*TASK REQUIREMENTS*.
Look below. Copy each line that has "React" in it.

──────── INFORMATION GIVEN ────────

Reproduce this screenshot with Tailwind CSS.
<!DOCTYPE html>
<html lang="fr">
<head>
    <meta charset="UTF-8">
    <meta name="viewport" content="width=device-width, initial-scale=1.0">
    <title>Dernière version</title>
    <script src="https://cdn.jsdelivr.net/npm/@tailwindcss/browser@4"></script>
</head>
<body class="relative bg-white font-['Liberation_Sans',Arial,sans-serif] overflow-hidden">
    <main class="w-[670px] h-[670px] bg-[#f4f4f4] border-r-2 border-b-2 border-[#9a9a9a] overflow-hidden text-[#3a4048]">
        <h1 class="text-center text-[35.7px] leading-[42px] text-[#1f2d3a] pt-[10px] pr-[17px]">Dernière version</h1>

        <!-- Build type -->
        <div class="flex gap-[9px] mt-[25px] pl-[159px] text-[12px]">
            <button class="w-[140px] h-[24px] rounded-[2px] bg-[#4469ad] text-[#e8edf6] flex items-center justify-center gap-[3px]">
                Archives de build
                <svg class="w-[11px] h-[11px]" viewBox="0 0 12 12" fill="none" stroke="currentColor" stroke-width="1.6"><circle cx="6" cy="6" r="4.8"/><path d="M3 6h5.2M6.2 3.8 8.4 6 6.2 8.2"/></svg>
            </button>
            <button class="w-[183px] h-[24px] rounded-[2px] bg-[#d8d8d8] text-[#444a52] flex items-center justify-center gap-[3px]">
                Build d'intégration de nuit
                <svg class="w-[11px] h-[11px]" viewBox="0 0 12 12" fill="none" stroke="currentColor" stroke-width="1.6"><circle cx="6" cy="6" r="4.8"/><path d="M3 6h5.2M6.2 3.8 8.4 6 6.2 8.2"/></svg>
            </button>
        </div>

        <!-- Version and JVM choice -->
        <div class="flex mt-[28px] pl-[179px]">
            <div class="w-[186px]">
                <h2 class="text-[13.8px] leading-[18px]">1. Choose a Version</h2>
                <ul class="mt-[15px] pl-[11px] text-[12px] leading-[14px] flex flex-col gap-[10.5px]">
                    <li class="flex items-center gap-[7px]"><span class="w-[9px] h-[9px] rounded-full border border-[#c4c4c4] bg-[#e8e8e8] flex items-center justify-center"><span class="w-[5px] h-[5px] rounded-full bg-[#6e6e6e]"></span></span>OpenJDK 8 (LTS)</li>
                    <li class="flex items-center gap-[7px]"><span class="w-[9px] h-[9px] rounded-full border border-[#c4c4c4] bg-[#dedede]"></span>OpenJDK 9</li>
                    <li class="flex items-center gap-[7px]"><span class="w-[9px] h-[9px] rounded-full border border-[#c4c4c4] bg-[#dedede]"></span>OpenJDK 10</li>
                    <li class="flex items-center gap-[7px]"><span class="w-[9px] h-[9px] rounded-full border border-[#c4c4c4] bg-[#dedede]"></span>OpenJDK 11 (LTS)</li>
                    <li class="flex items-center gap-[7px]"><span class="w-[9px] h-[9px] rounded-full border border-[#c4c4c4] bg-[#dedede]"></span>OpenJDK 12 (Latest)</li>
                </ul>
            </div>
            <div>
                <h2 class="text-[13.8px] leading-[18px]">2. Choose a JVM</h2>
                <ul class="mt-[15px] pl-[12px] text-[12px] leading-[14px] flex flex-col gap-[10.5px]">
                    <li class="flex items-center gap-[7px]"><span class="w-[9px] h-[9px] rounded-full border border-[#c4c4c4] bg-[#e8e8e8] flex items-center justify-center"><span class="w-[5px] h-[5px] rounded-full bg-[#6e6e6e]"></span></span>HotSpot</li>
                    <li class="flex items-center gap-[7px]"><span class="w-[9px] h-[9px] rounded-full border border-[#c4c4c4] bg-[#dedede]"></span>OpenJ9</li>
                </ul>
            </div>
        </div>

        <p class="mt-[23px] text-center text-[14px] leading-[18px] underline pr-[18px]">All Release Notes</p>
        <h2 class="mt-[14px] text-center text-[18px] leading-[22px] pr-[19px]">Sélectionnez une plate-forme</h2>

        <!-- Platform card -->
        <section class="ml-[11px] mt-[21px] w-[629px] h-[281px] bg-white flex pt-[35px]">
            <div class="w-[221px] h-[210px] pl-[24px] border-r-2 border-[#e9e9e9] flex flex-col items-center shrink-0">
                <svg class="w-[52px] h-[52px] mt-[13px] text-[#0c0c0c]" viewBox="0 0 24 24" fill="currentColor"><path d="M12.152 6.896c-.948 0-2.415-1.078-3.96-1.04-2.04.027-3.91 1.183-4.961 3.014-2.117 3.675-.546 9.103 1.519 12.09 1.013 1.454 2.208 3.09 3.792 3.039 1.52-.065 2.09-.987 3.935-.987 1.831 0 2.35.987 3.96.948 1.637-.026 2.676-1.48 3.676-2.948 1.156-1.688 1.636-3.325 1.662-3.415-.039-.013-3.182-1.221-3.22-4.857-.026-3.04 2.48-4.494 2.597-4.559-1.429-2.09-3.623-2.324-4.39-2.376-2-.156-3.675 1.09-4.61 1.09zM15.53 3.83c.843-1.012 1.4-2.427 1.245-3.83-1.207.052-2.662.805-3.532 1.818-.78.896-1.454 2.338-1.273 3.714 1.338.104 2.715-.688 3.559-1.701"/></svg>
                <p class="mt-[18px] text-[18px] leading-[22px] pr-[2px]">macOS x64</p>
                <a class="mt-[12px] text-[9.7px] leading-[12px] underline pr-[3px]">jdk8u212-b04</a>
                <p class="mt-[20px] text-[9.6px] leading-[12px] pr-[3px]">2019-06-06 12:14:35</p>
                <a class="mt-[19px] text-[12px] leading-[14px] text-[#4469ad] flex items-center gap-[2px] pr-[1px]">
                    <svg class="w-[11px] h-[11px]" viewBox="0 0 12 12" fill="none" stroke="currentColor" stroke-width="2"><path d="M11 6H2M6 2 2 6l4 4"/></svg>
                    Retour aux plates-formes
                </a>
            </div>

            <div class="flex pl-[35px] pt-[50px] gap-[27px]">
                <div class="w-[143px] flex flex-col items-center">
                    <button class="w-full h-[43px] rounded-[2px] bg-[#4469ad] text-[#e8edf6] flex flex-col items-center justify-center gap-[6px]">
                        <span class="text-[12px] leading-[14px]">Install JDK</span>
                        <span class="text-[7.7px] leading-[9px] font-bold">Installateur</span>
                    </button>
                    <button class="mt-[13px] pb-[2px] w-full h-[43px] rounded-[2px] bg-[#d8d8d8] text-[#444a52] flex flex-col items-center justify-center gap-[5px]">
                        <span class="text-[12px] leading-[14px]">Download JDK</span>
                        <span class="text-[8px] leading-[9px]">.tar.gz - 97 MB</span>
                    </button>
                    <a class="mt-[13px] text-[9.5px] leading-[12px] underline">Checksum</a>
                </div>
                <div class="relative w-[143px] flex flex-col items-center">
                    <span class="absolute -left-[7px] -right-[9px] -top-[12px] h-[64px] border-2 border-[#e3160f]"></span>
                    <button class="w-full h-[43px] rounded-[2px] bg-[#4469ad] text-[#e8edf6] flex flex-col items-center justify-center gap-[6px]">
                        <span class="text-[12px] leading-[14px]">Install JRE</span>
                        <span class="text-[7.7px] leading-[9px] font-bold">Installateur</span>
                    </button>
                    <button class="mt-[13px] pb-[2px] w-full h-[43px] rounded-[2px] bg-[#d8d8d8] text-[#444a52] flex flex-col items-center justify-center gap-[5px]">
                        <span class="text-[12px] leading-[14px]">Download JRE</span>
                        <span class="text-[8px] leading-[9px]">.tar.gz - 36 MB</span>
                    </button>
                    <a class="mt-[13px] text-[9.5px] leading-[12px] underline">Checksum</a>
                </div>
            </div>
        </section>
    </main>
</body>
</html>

────────
──────── INFORMATION GIVEN ────────

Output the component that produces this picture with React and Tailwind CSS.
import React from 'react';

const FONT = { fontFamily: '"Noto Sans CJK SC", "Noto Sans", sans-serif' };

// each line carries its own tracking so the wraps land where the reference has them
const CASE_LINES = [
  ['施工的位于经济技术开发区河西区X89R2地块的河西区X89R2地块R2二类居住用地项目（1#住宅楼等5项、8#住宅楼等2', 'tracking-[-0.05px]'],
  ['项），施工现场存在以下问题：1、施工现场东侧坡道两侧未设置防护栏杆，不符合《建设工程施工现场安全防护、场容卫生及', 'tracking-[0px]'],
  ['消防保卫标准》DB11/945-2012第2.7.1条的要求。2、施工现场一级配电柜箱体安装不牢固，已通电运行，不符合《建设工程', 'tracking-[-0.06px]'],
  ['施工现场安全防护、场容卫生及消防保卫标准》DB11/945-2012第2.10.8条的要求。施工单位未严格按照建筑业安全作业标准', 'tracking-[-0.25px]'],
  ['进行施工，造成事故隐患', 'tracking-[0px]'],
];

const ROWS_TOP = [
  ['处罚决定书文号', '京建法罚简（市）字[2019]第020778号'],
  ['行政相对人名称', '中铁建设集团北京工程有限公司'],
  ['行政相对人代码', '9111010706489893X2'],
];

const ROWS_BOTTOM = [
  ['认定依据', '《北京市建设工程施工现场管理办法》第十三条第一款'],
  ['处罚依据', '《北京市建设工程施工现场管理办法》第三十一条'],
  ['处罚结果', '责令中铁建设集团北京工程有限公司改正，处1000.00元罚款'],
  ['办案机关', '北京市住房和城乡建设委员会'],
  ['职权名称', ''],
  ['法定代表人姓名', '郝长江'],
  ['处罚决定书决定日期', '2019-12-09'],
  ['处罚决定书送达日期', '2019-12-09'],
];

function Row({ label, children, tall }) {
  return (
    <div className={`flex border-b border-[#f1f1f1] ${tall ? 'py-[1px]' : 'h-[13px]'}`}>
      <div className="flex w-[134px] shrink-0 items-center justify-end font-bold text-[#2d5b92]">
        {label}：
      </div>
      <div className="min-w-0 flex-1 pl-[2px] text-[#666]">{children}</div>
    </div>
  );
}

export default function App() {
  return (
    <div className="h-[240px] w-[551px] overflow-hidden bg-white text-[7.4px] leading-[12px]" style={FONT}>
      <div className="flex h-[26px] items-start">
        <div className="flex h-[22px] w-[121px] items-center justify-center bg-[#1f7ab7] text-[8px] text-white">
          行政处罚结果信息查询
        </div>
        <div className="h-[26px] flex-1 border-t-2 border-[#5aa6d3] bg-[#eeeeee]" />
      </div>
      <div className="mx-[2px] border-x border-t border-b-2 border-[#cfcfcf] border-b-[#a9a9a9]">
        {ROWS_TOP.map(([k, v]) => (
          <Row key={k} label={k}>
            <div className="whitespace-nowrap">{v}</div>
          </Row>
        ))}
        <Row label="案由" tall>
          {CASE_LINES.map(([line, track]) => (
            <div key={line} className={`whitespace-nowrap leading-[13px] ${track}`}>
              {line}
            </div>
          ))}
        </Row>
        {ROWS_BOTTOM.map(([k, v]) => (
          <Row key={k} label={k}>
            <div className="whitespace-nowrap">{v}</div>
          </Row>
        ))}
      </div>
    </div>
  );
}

────────
──────── INFORMATION GIVEN ────────

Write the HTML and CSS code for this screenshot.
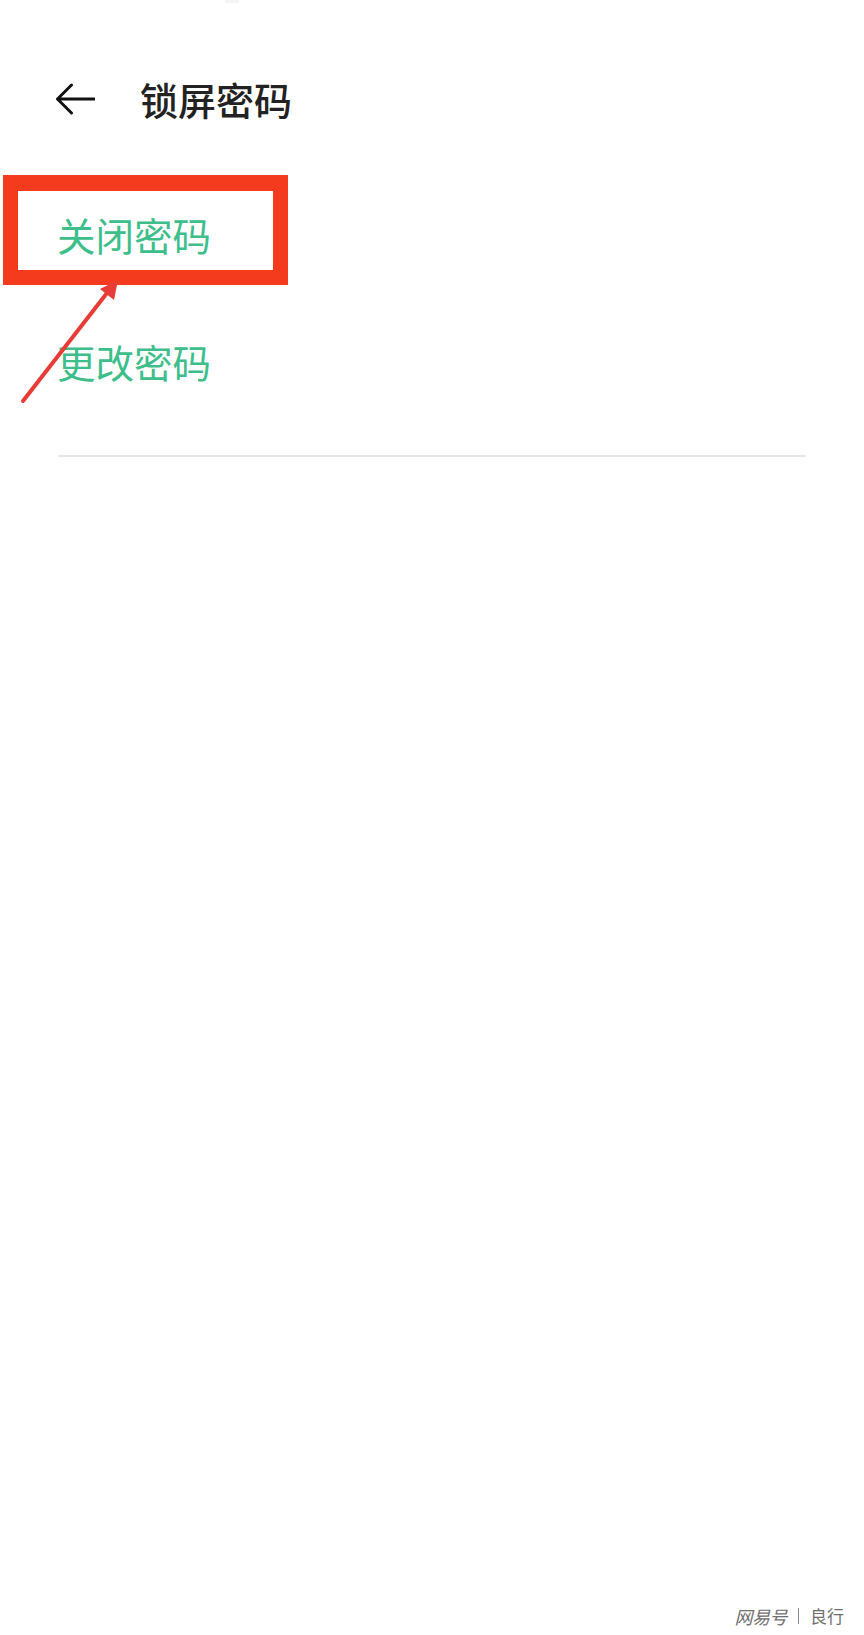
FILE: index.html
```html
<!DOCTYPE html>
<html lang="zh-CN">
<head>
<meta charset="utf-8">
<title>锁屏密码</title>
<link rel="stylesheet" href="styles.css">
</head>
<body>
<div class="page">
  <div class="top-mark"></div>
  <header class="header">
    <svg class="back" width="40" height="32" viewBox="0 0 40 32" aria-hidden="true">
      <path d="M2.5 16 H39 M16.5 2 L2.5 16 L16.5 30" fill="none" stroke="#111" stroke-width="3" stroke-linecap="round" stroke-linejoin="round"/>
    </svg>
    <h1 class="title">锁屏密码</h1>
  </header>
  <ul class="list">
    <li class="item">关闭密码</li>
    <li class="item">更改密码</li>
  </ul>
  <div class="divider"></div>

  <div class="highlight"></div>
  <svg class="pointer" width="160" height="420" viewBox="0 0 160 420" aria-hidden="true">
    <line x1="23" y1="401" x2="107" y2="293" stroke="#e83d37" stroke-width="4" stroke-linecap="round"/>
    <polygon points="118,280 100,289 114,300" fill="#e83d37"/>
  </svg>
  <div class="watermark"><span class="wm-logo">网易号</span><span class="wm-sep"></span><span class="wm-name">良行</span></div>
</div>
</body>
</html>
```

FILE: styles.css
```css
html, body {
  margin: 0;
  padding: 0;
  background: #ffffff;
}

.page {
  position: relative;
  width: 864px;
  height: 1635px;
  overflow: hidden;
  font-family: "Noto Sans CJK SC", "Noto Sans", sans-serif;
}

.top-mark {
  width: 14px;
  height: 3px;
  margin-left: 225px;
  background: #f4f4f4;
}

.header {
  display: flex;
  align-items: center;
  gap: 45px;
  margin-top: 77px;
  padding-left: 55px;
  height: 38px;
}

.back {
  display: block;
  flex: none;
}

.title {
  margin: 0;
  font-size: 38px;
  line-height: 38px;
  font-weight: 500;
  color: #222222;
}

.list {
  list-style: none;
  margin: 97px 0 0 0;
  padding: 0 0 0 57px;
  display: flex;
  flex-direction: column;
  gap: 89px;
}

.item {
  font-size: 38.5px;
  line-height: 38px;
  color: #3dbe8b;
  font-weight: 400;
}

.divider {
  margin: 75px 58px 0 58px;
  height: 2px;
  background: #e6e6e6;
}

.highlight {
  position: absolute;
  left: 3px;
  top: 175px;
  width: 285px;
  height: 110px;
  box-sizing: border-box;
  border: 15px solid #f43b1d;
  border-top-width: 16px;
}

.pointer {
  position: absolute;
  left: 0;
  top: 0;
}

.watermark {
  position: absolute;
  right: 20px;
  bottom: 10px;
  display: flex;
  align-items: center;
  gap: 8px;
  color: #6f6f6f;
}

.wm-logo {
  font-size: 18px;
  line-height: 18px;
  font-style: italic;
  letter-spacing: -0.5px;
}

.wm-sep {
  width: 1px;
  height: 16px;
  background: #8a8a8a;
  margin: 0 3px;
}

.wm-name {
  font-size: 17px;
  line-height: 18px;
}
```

────────

*EXERCISE ANSWER*.
Output the component that produces this picture with React and Tailwind CSS.
import React from 'react';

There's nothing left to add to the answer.